Wilder used events during that match, settled by Sergio Aguero’s second-half strike, to explain the importance of intelligence and innovation.
“The best manager in the world, him (Guardiola) and Jurgen, are flexible,” he continued. “Manchester City turned up at our place and before the game, they changed their system to something different. Pep’s players just went out there and grasped it.
“You’ve got to be clever and smart enough to take that out onto the pitch and that’s what everyone is looking for in players. People who can adapt.”
United will have to do exactly that when they face opponents, progressing well under Gary Rowett, who have lost only one of their last 14 outings. Jack Robinson, signed from Nottingham Forest earlier this week, could make his debut for the visitors while Jack Rodwell, Wilder’s first acquisition of the transfer window, is also set to feature.
“It will be a different challenge to the last one we had,” Wilder said. “But ‘difference’ is what football is all about.
“Take City again. They knew we had to be physical against them but when Mo (Besic) cleaned out one of their lads at the start, there was no moaning or jumping around from their bench.
“They accepted it and got on with it. They took on the challenge.
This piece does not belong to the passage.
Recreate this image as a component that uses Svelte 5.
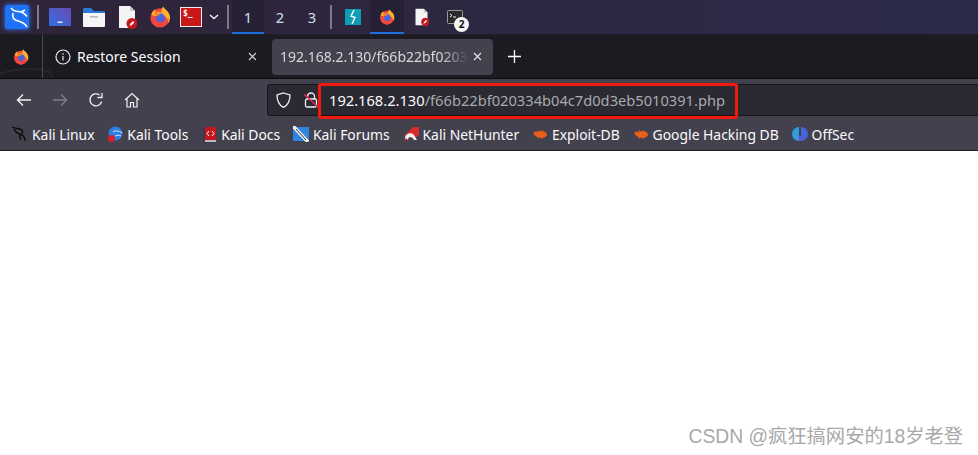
<script>
  const bookmarks = [
    { name: "Kali Linux", icon: "dragon" },
    { name: "Kali Tools", icon: "tools" },
    { name: "Kali Docs", icon: "docs" },
    { name: "Kali Forums", icon: "forums" },
    { name: "Kali NetHunter", icon: "nethunter" },
    { name: "Exploit-DB", icon: "bug" },
    { name: "Google Hacking DB", icon: "bug" },
    { name: "OffSec", icon: "offsec" },
  ];
</script>

{#snippet firefox(size)}
  <svg width={size} height={size} viewBox="0 0 24 24">
    <circle cx="12" cy="13" r="10.500" fill="#f0483e" />
    <path d="M2.500 9c1-3 3-4.500 4-5.500 0 2 1 3.500 2 3.500 2-1 4-1 5.500 0 -1-2 0-4.500 1.500-6.500 1 3 7.500 5 7.500 12.500 0 2-1 4-2 5.500 0-5-3-8-7-8-5 0-9 1.500-11.500-1.500z" fill="#ffb02e" />
    <circle cx="12.500" cy="13" r="5" fill="#4f63d8" />
    <path d="M2 12c2 4 5 6 10 6 4 0 7-1.500 9.500-4-1 5.500-5 9.500-10 9-5.500 0-9.500-5-9.500-11z" fill="#f0483e" />
    <path d="M6 5c1 3 3 4 7 4-2 1-4 2-5 1-2 0-3-2-2-5z" fill="#ff7a1e" />
  </svg>
{/snippet}

{#snippet doc(size)}
  <svg width={size} height={size * 1.2} viewBox="0 0 20 24">
    <path d="M2 1h11l5 5v17H2z" fill="#f4f4f4" />
    <path d="M13 1l5 5h-5z" fill="#c9c9c9" />
    <circle cx="15" cy="18.500" r="5.500" fill="#c8161d" />
    <path d="M12.500 21l1-2.500 2.500-2.500 1.400 1.400-2.500 2.500z" fill="#fff" />
  </svg>
{/snippet}

<div class="screen">
  <header class="panel">
    <div class="kali">
      <svg width="24" height="24" viewBox="0 0 24 24" fill="none" stroke="#fff" stroke-width="1.600">
        <path d="M6 3c2 2.500 4 3.500 7 3.500 3 0 6 1 9 5M8 8c-1 4 1 7 5 8 4 1 7 2 9 6M17 6.500l3-1.500" />
      </svg>
    </div>
    <span class="sep"></span>
    <div class="launchers">
      <svg width="22" height="18" viewBox="0 0 22 18">
        <defs>
          <linearGradient id="desk" x1="0" y1="1" x2="1" y2="0">
            <stop offset="0" stop-color="#2f6fe0" />
            <stop offset="1" stop-color="#6a4bb5" />
          </linearGradient>
        </defs>
        <rect width="22" height="18" rx="1" fill="url(#desk)" />
        <rect x="8.500" y="13.500" width="5" height="1.500" fill="#dfe6ff" />
      </svg>
      <svg width="22" height="20" viewBox="0 0 22 20">
        <path d="M0 2a1 1 0 0 1 1-1h7l3 3h10a1 1 0 0 1 1 1v3H0z" fill="#2a78d8" />
        <path d="M0 6h22v13a1 1 0 0 1-1 1H1a1 1 0 0 1-1-1z" fill="#f5f5f5" />
        <rect x="7" y="9" width="8" height="1.500" fill="#b5b5b5" />
      </svg>
      {@render doc(20)}
      {@render firefox(22)}
      <div class="term">$_</div>
      <svg class="chevron" width="10" height="6" viewBox="0 0 10 6" fill="none" stroke="#eee" stroke-width="1.500">
        <path d="M1 1l4 3.500L9 1" />
      </svg>
    </div>
    <span class="sep second"></span>
    <div class="desktops">
      <span class="on">1</span>
      <span>2</span>
      <span>3</span>
    </div>
    <span class="sep third"></span>
    <div class="apps">
      <div class="burp">
        <svg width="10" height="14" viewBox="0 0 10 14" fill="none" stroke="#fff" stroke-width="1.400">
          <path d="M6 0L3 6l4 1.500L4 14" />
        </svg>
      </div>
      <div class="app active">{@render firefox(16)}</div>
      <div class="app">{@render doc(15)}</div>
      <div class="app shell">
        <svg width="16" height="15" viewBox="0 0 16 15">
          <rect x=".5" y=".5" width="15" height="13" rx="1" fill="#2a2a2e" stroke="#999" />
          <path d="M3 4l2 1.500L3 7" fill="none" stroke="#eee" />
          <path d="M6 7h3" stroke="#eee" />
        </svg>
        <span class="badge">2</span>
      </div>
    </div>
  </header>

  <div class="tabs">
    <svg class="swoosh" width="60" height="16" viewBox="0 0 60 16" fill="none" stroke="#26262c" stroke-width="2">
      <path d="M0 12c15-6 35-7 50-2l3 6" />
    </svg>
    <div class="firefox-tab">{@render firefox(16)}</div>
    <div class="tab">
      <svg width="16" height="16" viewBox="0 0 16 16" fill="none" stroke="#e8e8ec" stroke-width="1.200">
        <circle cx="8" cy="8" r="7" />
        <path d="M8 7v4.500M8 4.300v1.400" />
      </svg>
      <span class="tab-title">Restore Session</span>
      <svg class="close" width="9" height="9" viewBox="0 0 9 9" stroke="#d8d8dc" stroke-width="1.100">
        <path d="M1 1l7 7M8 1l-7 7" />
      </svg>
    </div>
    <div class="tab current">
      <span class="tab-title fade">192.168.2.130/f66b22bf020334b04c7d0d3eb5010391.php</span>
      <svg class="close" width="9" height="9" viewBox="0 0 9 9" stroke="#e8e8ec" stroke-width="1.100">
        <path d="M1 1l7 7M8 1l-7 7" />
      </svg>
    </div>
    <svg class="plus" width="13" height="13" viewBox="0 0 13 13" stroke="#fbfbfe" stroke-width="1.300">
      <path d="M6.500 0v13M0 6.500h13" />
    </svg>
  </div>

  <div class="toolbar">
    <div class="nav">
      <svg width="16" height="14" viewBox="0 0 16 14" fill="none" stroke="#f0f0f4" stroke-width="1.300">
        <path d="M15 7H1.500M7 1.500L1.500 7 7 12.500" />
      </svg>
      <svg width="16" height="14" viewBox="0 0 16 14" fill="none" stroke="#80808a" stroke-width="1.300">
        <path d="M1 7h13.500M9 1.500L14.500 7 9 12.500" />
      </svg>
      <svg width="16" height="16" viewBox="0 0 16 16" fill="none" stroke="#f0f0f4" stroke-width="1.300">
        <path d="M13.700 9.500A6 6 0 1 1 11.500 3M14 1v4.500H9.500" />
      </svg>
      <svg width="16" height="16" viewBox="0 0 16 16" fill="none" stroke="#f0f0f4" stroke-width="1.200">
        <path d="M1 8l7-6.500L15 8M3 6.500V15h3.500v-4.500h3V15H13V6.500" />
      </svg>
    </div>
    <div class="urlbar">
      <svg width="15" height="16" viewBox="0 0 15 16" fill="none" stroke="#f0f0f4" stroke-width="1.300">
        <path d="M7.500 1L14 3c0 6-1.500 10-6.500 12.300C2.500 13 1 9 1 3z" />
      </svg>
      <svg class="lock" width="14" height="16" viewBox="0 0 14 16">
        <path d="M3.500 7V4.500a3.500 3.500 0 0 1 7 0V7" fill="none" stroke="#f0f0f4" stroke-width="1.300" />
        <rect x="1.500" y="7" width="11" height="8" rx="1.500" fill="none" stroke="#f0f0f4" stroke-width="1.300" />
        <path d="M0 2l14 13" stroke="#e22850" stroke-width="1.300" />
      </svg>
      <span class="url"><b>192.168.2.130</b>/f66b22bf020334b04c7d0d3eb5010391.php</span>
      <div class="highlight"></div>
    </div>
  </div>

  <div class="bookmarks">
    {#each bookmarks as b}
      <div class="bookmark">
        <svg width="16" height="16" viewBox="0 0 16 16">
          {#if b.icon === "dragon"}
            <path d="M0 1c3 2 6 1 8 2 3 1 3 3 2 5M2 3c1 3 3 4 6 5 3 1 5 3 5 7M8 9c-1 2 0 3 1 5" fill="none" stroke="#0c0c0c" stroke-width="1.400" />
          {:else if b.icon === "tools"}
            <circle cx="8.500" cy="7.500" r="7" fill="#2f7fe0" />
            <path d="M6 6c3-2 6-1 9 1M8 10c2-1 4-1 6 0" stroke="#dce9ff" fill="none" />
            <rect x="1" y="9" width="7" height="7" rx="3.500" fill="#d81e2c" />
          {:else if b.icon === "docs"}
            <rect x="2" y="1" width="13" height="13" fill="#c5161d" />
            <rect x="2" y="1" width="2" height="15" fill="#3a3a50" />
            <rect x="4" y="14" width="11" height="2" fill="#b9b9c4" />
            <path d="M8 5L6 7.500 8 10M11 5l2 2.500L11 10" stroke="#fff" fill="none" />
          {:else if b.icon === "forums"}
            <rect x="0" y="1" width="16" height="14" fill="#2e86de" />
            <path d="M0 0l15 16" stroke="#f2f2f2" stroke-width="3.500" />
            <path d="M3 3l10 11" stroke="#333" stroke-width="1" />
          {:else if b.icon === "nethunter"}
            <path d="M1 10L10 1h6v8l-4 3z" fill="#d92b2b" />
            <path d="M2 14c-1-6 6-9 9-5l3 5h-3c-2-4-6-4-6 0z" fill="#f3f3f3" />
            <path d="M1 15l4-1-2-2z" fill="#c22" />
          {:else if b.icon === "bug"}
            <ellipse cx="9" cy="8.500" rx="6" ry="3.500" fill="#e8611a" />
            <circle cx="3.500" cy="7.500" r="2" fill="#e8611a" />
            <path d="M6 4l2 2M10 4l1 2M6 13l2-2M10 13l1-2" stroke="#c9510f" />
          {:else}
            <path d="M7 1A7 7 0 0 0 7 15z" fill="#2f9be0" />
            <path d="M9 1A7 7 0 0 1 9 15z" fill="#3f67d8" />
            <path d="M7 10v5h2v-5z" fill="#8a3fd0" />
          {/if}
        </svg>
        <span>{b.name}</span>
      </div>
    {/each}
  </div>

  <main class="page">
    <span class="watermark">CSDN @疯狂搞网安的18岁老登</span>
  </main>
</div>

<style>
  :global(body) {
    margin: 0;
    background: #fff;
  }
  .screen {
    display: flex;
    flex-direction: column;
    width: 978px;
    height: 455px;
    overflow: hidden;
    font-family: "Noto Sans", "Noto Sans CJK SC", sans-serif;
  }

  .panel {
    display: flex;
    align-items: center;
    flex: none;
    box-sizing: border-box;
    height: 35px;
    background: linear-gradient(90deg, #2f2438, #2c2a4a);
    border-bottom: 1px solid #201e28;
  }
  .kali {
    display: flex;
    align-items: center;
    justify-content: center;
    width: 24px;
    height: 24px;
    margin-left: 5px;
    border-radius: 2px;
    background: #1d72f5;
    box-shadow: 0 0 5px #2b7cff;
  }
  .sep {
    width: 2px;
    height: 24px;
    margin-left: 8px;
    background: #7d7a88;
  }
  .launchers {
    display: flex;
    align-items: center;
    gap: 12px;
    margin-left: 10px;
  }
  .term {
    width: 20px;
    height: 18px;
    margin-left: -3px;
    border: 1px solid #eee;
    background: #c9181a;
    color: #fff;
    font: 700 8px/12px "DejaVu Sans Mono", monospace;
    text-indent: 2px;
  }
  .chevron {
    margin-left: -5px;
  }
  .sep.second {
    margin-left: 8px;
  }
  .desktops {
    display: flex;
    align-items: stretch;
    align-self: stretch;
    margin-left: 3px;
    font-size: 14.67px;
    color: #cfe0f5;
  }
  .desktops span {
    display: flex;
    align-items: center;
    justify-content: center;
    width: 32px;
  }
  .desktops .on {
    background: #252033;
    box-shadow: inset 0 -2px #1d6fe0;
  }
  .sep.third {
    margin-left: 2px;
  }
  .apps {
    display: flex;
    align-items: stretch;
    align-self: stretch;
    margin-left: 13px;
  }
  .burp {
    display: flex;
    align-items: center;
    justify-content: center;
    align-self: center;
    width: 16px;
    height: 16px;
    background: #0f9cb5;
  }
  .app {
    display: flex;
    align-items: center;
    justify-content: center;
    width: 34px;
  }
  .apps .active {
    margin-left: 9px;
    background: #252033;
    box-shadow: inset 0 -2px #1d6fe0;
  }
  .shell {
    position: relative;
    justify-content: flex-start;
    padding-left: 9px;
  }
  .badge {
    position: absolute;
    left: 16px;
    top: 17px;
    width: 15px;
    height: 15px;
    border-radius: 50%;
    background: #f5f5f5;
    color: #111;
    font-size: 10px;
    font-weight: 700;
    line-height: 15px;
    text-align: center;
  }

  .tabs {
    position: relative;
    display: flex;
    align-items: center;
    flex: none;
    height: 43px;
    background: #1c1b22;
  }
  .swoosh {
    position: absolute;
    left: 0;
    bottom: 0;
  }
  .firefox-tab {
    position: relative;
    display: flex;
    align-items: center;
    justify-content: center;
    width: 42px;
    height: 100%;
    border-right: 1px solid #4a4a50;
  }
  .tab {
    position: relative;
    display: flex;
    align-items: center;
    box-sizing: border-box;
    width: 228px;
    height: 36px;
    padding: 0 12px;
    color: #fbfbfe;
    font-size: 14px;
  }
  .tab-title {
    flex: 1;
    margin-left: 6px;
    overflow: hidden;
    white-space: nowrap;
  }
  .close {
    flex: none;
    margin-right: 2px;
  }
  .tab.current {
    width: 221px;
    margin-left: 1px;
    padding: 0 8px;
    border-radius: 4px;
    background: #42414d;
  }
  .current .tab-title {
    margin-left: 0;
    margin-right: 4px;
    color: #d8d8dc;
  }
  .current .close {
    margin-right: 3px;
  }
  .fade {
    -webkit-mask-image: linear-gradient(90deg, #000 85%, transparent);
    mask-image: linear-gradient(90deg, #000 85%, transparent);
  }
  .plus {
    margin-left: 15px;
  }

  .toolbar {
    display: flex;
    align-items: center;
    flex: none;
    height: 42px;
    background: #42414d;
    border-top: 1px solid #0c0c0d;
    box-sizing: border-box;
  }
  .nav {
    display: flex;
    align-items: center;
    gap: 20px;
    margin-left: 16px;
    width: 251px;
  }
  .urlbar {
    position: relative;
    display: flex;
    align-items: center;
    flex: 1;
    box-sizing: border-box;
    height: 32px;
    padding-left: 8px;
    border: 1px solid #16151c;
    border-right: 0;
    border-radius: 4px 0 0 4px;
    background: #2b2a33;
  }
  .lock {
    margin-left: 13px;
  }
  .url {
    margin-left: 11px;
    color: #a9a9ae;
    font-size: 14.67px;
    white-space: nowrap;
  }
  .url b {
    color: #fbfbfe;
    font-weight: 400;
  }
  .highlight {
    position: absolute;
    left: 50px;
    top: -2px;
    width: 414px;
    height: 30px;
    border: 3px solid #f01a0e;
    border-radius: 3px;
  }

  .bookmarks {
    display: flex;
    align-items: center;
    flex: none;
    gap: 12.8px;
    height: 31px;
    padding: 0 0 2px 12px;
    background: #42414d;
    border-bottom: 1px solid #1c1b22;
    box-sizing: border-box;
  }
  .bookmark {
    display: flex;
    align-items: center;
    gap: 4px;
    color: #fbfbfe;
    font-size: 13.9px;
  }

  .page {
    display: flex;
    flex: 1;
    align-items: flex-end;
    justify-content: flex-end;
    padding: 0 15px 6px 0;
    background: #fff;
  }
  .watermark {
    color: #a8a8a8;
    font-size: 19.3px;
    font-family: "Liberation Sans", "Noto Sans CJK SC", sans-serif;
  }
</style>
That’s what we’ve got to do here because we are representing Sheffield United and wearing Sheffield United shirts.”
Despite his belief in traditional values - “Players shouldn’t be praised for running about, because that should be a prerequisite” - Wilder is also constantly searching for ways to fine-tune the science United apply behind the scenes.
“I watched a video on Bill Belichick at the New England Patriots in the NFL the other day,” he said. “He was an innovator and everyone copied him.
“There’s a lot of copying that goes on in football, we all nick and steal ideas, trying to come up with different bits and pieces.
“Look at Pep, he’s been an incredible innovator from Barcelona to Bayern Munich to here in England. Sometimes stuff just falls into your lap but, honestly, the majority of it is nicked.
“But it’s still good to try and work out what is best for your lads.”